A crypto CFD is a “Contract for Difference” based on a cryptocurrency. “Contracts for Difference” (called CFDs) are financial derivative products where the buyer and seller settle the difference in price of an asset between the buying and selling time. For cryptocurrency CFDs, the underlying assets are cryptocurrencies. For traders, what this means is that they can use a crypto CFD to speculate on a crypto market without needing to go through the complex process of actual cryptocurrency purchasing and ownership. Additionally, traders can profit from both rising and falling markets.

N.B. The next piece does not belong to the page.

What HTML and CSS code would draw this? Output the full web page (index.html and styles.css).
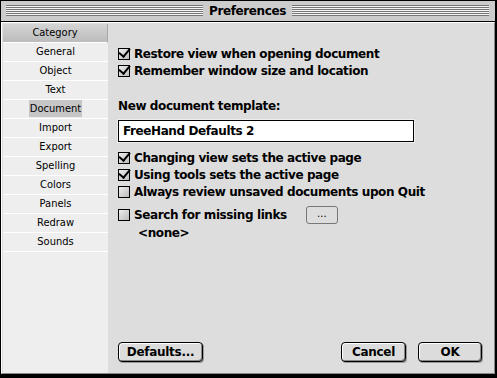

Cryptocurrencies are digital assets that investors can own, and they are unique due to their presence on a ledger called a blockchain, which keeps them from being duplicated and spent more than once. They are highly regarded for speculation due to the rapid growth of popular coins like Bitcoin and Ethereum. Cryptocurrency CFDs, however, are financial derivatives that are based on the underlying cryptocurrency asset, where traders and brokers settle the difference in the price of the cryptocurrency between the buy and sell time. These cryptocurrency CFDs give traders the ability to take advantage of opportunities in the crypto market without having to go through the complex process of cryptocurrency ownership. Furthermore, they enable traders to utilise leverage, which gives traders the ability to hold larger stakes in the market relative to the capital invested, which increases both profits and losses.

There are two main ways to get into the cryptocurrency market. The traditional way is to register an account with a cryptocurrency broker, complete their KYC procedure, and then deposit fiat currency (traditional government-issued money) into your account. After that, you can buy and sell the various cryptocurrencies supported by the platform. Additionally, to make investments more secure, it’s generally advisable to store long-term investments of crypto in an offline wallet. This traditional route requires a trader to learn many different aspects of cryptocurrencies including wallets, keys, and how blockchain transactions work. An alternative way, often considered more straightforward, is to use cryptocurrency CFDs, where a trader can simply register an account, deposit funds, and start trading immediately.

Crypto day trading is the process of buying and selling crypto with the intention of holding it for only a short period of time in order to take advantage of rapid price movements. Crypto day trading can be done via a spot trading cryptocurrency broker or with cryptocurrency CFDs.

Crypto margin trading is when a trader holds a stake in the crypto market on margin. This means that the stake you control is more than the initial investment, and that the subsequent amount has been lent to you (usually by a broker). For example, if a cryptocurrency is trading at $100 dollars and goes up to $110 dollars, then an investor has made $10 profit. However, if they’re margin trading crypto with a margin of 20 to 1, they’ll hold a stake of $2,000, which means their profit would be $200 dollars, while still only risking the same amount ($100). It’s important to keep in mind that with margin trading, although profits are amplified, so too are losses.